-- Start STORED RECORDS --

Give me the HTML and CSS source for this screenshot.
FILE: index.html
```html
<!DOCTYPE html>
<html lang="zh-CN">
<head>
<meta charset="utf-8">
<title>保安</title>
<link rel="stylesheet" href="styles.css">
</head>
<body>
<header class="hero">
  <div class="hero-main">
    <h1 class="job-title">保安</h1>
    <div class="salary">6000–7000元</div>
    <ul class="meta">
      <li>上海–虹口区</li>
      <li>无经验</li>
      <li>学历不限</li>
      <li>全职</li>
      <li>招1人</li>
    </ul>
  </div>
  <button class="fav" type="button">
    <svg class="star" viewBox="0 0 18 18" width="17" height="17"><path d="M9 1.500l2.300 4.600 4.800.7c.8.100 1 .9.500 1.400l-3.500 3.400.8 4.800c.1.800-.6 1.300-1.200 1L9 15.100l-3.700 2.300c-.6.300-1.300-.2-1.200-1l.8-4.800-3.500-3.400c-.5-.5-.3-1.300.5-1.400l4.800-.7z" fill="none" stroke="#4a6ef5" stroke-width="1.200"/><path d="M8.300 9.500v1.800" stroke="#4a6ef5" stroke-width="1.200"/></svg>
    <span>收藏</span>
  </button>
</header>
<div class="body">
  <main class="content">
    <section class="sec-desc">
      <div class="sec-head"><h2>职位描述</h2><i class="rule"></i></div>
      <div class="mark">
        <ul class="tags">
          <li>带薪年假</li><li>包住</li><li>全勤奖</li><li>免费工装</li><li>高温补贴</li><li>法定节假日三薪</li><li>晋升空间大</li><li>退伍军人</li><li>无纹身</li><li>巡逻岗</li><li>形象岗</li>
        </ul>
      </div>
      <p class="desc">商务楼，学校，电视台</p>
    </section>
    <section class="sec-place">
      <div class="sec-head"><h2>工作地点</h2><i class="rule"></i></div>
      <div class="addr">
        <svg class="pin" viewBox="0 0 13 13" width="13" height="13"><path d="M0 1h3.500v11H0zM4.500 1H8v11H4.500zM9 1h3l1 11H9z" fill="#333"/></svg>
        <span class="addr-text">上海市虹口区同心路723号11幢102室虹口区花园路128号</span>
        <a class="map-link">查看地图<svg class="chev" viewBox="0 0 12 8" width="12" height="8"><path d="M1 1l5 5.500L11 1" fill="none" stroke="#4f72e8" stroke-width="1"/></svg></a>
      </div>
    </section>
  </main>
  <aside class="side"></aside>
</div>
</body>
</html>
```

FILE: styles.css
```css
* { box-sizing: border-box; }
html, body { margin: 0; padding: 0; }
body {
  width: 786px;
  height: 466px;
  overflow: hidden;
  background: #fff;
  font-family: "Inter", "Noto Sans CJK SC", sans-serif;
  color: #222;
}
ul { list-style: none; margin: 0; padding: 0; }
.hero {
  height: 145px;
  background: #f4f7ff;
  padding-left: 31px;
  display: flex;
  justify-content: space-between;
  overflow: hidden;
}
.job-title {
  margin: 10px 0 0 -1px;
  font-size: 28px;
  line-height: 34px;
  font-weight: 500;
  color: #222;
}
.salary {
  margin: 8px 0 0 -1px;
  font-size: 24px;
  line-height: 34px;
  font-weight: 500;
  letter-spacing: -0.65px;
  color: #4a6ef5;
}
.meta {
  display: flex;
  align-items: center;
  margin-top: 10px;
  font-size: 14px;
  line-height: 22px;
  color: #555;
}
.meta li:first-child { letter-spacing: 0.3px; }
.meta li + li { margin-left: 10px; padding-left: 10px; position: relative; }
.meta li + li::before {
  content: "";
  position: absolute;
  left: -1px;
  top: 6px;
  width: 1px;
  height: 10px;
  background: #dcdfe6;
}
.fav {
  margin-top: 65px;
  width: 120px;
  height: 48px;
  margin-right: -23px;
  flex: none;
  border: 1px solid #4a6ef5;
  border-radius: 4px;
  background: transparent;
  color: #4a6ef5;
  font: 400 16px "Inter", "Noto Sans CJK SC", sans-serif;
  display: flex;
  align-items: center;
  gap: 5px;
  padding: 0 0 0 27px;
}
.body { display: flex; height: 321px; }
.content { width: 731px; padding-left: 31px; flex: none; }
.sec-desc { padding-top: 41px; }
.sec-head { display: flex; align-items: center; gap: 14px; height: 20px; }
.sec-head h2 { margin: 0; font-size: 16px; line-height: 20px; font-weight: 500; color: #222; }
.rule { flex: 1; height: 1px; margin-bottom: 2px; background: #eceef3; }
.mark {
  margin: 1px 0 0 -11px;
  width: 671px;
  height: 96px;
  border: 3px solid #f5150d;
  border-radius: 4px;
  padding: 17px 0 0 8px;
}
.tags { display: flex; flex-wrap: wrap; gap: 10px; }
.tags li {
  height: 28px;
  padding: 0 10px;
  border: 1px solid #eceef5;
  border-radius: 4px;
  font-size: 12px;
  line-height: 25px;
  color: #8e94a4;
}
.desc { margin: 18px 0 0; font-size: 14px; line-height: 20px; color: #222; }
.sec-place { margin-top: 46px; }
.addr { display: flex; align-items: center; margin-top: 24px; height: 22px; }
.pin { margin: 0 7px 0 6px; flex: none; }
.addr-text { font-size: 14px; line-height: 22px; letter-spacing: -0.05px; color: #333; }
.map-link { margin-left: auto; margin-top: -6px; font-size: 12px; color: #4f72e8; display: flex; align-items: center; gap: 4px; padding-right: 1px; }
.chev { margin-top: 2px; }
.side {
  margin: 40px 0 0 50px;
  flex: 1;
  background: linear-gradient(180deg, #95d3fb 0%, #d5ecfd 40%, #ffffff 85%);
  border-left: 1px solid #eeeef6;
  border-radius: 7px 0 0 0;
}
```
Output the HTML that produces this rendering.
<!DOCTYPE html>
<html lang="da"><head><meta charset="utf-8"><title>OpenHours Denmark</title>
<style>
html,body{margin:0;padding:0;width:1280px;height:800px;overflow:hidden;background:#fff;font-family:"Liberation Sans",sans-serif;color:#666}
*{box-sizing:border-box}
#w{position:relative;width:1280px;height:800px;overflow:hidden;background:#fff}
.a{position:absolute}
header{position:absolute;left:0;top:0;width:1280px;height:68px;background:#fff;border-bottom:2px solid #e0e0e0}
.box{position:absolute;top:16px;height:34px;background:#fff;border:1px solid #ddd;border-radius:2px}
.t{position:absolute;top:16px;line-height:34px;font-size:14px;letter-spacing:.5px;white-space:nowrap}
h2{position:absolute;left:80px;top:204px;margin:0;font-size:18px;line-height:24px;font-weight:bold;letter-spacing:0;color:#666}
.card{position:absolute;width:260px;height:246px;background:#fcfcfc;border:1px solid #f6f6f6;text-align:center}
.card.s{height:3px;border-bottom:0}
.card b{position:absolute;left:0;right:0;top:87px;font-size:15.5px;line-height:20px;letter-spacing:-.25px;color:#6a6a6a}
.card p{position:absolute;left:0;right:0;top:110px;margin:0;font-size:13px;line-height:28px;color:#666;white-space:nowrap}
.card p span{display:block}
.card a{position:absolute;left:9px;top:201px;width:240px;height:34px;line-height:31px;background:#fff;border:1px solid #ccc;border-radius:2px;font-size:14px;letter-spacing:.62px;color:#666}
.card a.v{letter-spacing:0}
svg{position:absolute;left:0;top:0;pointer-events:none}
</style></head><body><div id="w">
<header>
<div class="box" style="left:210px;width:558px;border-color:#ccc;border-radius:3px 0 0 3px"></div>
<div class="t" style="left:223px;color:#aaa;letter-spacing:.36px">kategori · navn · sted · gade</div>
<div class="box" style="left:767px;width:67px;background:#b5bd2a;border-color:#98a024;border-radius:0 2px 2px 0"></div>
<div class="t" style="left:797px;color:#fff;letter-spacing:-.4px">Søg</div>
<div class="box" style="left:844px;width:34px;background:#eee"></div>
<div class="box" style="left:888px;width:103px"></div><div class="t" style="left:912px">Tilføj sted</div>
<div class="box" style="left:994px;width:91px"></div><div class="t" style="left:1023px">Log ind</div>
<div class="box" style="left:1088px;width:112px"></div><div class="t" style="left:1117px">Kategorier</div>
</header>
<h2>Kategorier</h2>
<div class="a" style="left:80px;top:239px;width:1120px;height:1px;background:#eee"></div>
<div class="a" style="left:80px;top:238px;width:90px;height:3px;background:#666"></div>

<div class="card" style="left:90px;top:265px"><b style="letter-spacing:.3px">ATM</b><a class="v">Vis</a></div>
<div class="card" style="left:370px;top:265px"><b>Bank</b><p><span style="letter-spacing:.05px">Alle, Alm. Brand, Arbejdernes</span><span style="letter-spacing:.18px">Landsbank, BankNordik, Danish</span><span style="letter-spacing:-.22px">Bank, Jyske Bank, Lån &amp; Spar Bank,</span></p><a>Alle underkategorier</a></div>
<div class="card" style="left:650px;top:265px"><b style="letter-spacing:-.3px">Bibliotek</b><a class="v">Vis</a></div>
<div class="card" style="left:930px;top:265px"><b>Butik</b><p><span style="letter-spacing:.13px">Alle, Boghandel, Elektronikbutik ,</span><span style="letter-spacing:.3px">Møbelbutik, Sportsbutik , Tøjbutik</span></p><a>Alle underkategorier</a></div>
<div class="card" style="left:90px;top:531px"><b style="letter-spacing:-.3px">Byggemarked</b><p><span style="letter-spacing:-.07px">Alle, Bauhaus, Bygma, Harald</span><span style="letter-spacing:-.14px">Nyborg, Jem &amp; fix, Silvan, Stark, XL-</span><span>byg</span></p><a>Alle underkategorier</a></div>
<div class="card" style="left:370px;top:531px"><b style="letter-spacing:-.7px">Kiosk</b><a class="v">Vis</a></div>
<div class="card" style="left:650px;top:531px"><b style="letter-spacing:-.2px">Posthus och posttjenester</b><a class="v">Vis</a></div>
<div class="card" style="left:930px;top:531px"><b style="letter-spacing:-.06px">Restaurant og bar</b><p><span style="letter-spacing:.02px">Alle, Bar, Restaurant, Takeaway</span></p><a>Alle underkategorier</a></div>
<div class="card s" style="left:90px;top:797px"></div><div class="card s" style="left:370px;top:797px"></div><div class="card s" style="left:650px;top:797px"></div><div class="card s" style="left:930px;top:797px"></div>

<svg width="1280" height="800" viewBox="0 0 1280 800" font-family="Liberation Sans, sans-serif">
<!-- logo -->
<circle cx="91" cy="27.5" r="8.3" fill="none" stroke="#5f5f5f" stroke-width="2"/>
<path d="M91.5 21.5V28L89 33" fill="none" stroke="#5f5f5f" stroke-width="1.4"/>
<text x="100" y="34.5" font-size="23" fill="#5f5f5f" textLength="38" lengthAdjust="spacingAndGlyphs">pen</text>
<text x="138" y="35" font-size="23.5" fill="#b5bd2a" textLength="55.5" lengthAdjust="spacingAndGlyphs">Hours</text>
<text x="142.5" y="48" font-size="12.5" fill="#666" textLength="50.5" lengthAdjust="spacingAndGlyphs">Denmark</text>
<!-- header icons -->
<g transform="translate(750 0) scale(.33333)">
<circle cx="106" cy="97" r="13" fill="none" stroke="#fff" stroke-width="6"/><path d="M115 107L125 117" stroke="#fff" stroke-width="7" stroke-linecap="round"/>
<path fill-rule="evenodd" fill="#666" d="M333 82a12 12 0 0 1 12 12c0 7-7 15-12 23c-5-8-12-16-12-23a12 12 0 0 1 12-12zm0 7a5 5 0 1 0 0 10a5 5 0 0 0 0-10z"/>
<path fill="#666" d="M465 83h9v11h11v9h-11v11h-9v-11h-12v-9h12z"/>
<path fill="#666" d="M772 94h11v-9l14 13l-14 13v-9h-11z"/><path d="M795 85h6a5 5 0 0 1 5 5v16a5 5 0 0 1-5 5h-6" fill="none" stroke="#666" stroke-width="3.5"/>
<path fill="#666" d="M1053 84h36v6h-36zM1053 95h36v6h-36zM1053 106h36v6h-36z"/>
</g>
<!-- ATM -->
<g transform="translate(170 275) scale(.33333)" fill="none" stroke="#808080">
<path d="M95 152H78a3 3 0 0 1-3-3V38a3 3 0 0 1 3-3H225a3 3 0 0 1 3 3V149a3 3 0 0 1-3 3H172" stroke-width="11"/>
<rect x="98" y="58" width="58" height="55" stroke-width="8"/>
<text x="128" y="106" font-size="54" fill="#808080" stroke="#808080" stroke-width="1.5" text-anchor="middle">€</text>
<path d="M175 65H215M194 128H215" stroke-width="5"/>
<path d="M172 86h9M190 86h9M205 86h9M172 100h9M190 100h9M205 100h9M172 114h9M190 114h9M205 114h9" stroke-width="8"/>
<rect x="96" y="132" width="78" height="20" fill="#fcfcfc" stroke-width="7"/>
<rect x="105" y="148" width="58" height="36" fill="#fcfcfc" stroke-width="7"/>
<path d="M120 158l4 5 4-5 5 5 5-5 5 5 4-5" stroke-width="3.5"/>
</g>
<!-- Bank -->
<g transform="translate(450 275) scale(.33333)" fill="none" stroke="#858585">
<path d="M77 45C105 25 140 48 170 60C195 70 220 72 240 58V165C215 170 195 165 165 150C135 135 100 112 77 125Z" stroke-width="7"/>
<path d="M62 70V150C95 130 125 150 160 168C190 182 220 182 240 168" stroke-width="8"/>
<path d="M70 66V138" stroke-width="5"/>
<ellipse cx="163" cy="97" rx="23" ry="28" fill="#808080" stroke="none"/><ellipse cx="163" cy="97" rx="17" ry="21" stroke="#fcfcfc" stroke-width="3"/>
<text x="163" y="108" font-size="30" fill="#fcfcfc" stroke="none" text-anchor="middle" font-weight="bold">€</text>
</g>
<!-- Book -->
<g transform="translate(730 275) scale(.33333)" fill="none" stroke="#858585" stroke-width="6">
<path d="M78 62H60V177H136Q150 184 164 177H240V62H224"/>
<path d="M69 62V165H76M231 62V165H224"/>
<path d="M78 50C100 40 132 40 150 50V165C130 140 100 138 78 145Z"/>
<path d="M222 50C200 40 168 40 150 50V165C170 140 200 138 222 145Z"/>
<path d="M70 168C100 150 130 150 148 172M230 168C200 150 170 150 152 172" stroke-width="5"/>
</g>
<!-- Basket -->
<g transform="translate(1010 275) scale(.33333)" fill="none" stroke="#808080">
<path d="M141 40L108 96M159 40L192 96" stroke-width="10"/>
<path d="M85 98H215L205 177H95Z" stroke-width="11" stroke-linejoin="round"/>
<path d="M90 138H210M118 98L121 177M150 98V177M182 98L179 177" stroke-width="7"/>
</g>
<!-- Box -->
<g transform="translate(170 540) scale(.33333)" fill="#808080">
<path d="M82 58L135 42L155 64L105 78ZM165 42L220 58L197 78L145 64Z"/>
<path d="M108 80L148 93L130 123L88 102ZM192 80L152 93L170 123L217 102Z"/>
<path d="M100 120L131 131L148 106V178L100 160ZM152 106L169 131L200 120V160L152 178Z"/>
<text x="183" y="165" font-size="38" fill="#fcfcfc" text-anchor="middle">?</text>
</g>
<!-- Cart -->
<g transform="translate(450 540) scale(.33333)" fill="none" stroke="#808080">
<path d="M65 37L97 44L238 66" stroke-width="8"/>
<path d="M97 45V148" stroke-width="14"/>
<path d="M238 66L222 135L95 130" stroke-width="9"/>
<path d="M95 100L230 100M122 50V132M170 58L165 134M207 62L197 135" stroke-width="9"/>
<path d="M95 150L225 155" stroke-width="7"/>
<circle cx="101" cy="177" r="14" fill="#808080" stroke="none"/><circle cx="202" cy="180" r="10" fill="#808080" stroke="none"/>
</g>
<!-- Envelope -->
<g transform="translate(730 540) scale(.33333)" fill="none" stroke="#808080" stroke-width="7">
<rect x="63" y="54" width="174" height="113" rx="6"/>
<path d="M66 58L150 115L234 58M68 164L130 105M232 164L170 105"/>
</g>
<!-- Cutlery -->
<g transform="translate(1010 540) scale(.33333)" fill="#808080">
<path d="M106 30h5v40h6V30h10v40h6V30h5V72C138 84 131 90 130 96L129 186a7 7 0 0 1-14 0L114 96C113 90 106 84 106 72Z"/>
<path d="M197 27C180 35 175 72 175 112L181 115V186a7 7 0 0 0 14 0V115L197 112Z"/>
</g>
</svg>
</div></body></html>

-- End STORED RECORDS --

Tell how many lines of the data above hold the string "this". Give only the number.

■ TASK RESULT
2